As discussed in Part 1, in 2002-2003 China tried and failed to get nearly a thousand precomposed Tibetan characters encoded in ISO/IEC 10646 (which is the international standard corresponding to Unicode).

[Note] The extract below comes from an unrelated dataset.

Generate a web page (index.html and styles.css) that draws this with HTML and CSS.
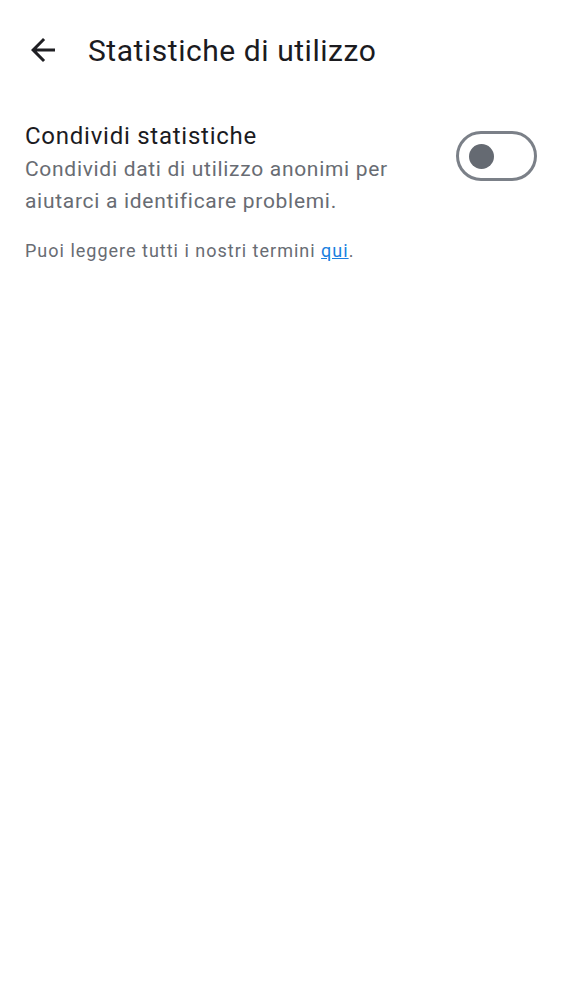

Following on from this humiliating defeat, in April of 2004 Joe Zhang (Zhang Zhoucai 张轴材), formerly a contributing editor of ISO/IEC 10646, presented to a conference in China a paper that outlined a new Chinese encoding standard for Tibetan, codenamed the "Everest Scheme". This scheme utilizes the Private Use Areas (PUA) of the UCS to encode several thousand precomposed Tibetan characters, and was characterised as a "national standard within the framework of an international standard". Under this scheme Tibetan characters would be distributed as follows :
- 0F00..0FFF : Basic Tibetan (the existing Tibetan block)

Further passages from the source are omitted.